It was Ms Burger-Smit’s evidence that she did not know what individual members of staff were paid. She became aware of the Complainant intention to resign in or about April 2008 as a result of a conversation that she had with Mr Doherty. She also became aware of what the comparator was paid. In order to retain the Complainant she agreed to bring her rate of pay up to that of the comparator. Ms Burger-Smit told the Court that her decision in that regard was in no sense an admission that the Complainant had a right to the same rate as the comparator. She adjusted the Complainant’s rate solely for the purpose of retaining her in the employment. The witness agreed that the Complainant had sought a pay increase in January 2008 and this was refused whereas her request in April was accepted.
Ms Burger-Smit gave evidence on the events leading to the Complainant going on a three day week. She said that she was surprised that the Complainant did not see her role within the hotel as a full-time commitment. When she asked the Complainant why she wanted to work reduced hours she was told that it would provide time for shopping and other such activities. She said that the Complainant insisted on going on a three day week and she agreed to that.
In relation to the claim concerning promotions, Ms Burger-Smit told the Court that it was not the practice of the Respondent to advertise promotions. She said that around Christmas 2008 she considered restructuring the management positions in the leisure centre and creating two assistant manager posts while retaining overall management responsibility for the centre herself. One of these positions was to be filled by demoting Mr Doherty and facilitating him with a three day week. She said that the comparator was appointed to the additional post because he was more committed than the Complainant.
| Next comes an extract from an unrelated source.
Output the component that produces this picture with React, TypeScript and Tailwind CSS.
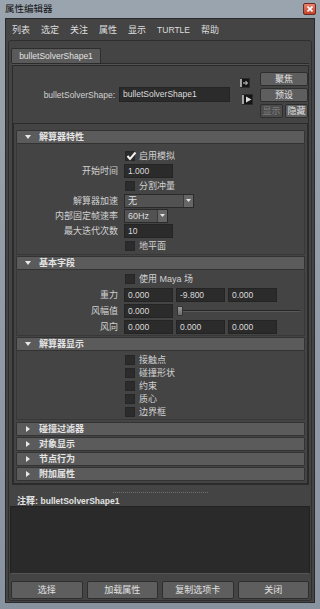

Ms Burger-Smit told the Court that gender was not a factor that she had ever taken into account in determining pay or promotions. She told the Court that in her time as general manger a disproportionate number of women relative to men were promoted.
Since the conclusion of the Treaty of Rome that established the then EEC the right of men and women to equal pay for work of equal value has been embedded as a fundamental social right in the legal order of the Community. It now finds expression in the EU Charter of Fundamental Rights and in Article 157 of the Treaty on the Functioning of the European Union. That article provides: -
- 1. Each Member State shall ensure that the principle of equal pay for male and female workers for equal work or work of equal value is applied.
2. For the purpose of this Article, ‘pay’ means the ordinary basic or minimum wage or salary and any other consideration, whether in cash or in kind, which the worker receives directly or indirectly, in respect of his employment, from his employer.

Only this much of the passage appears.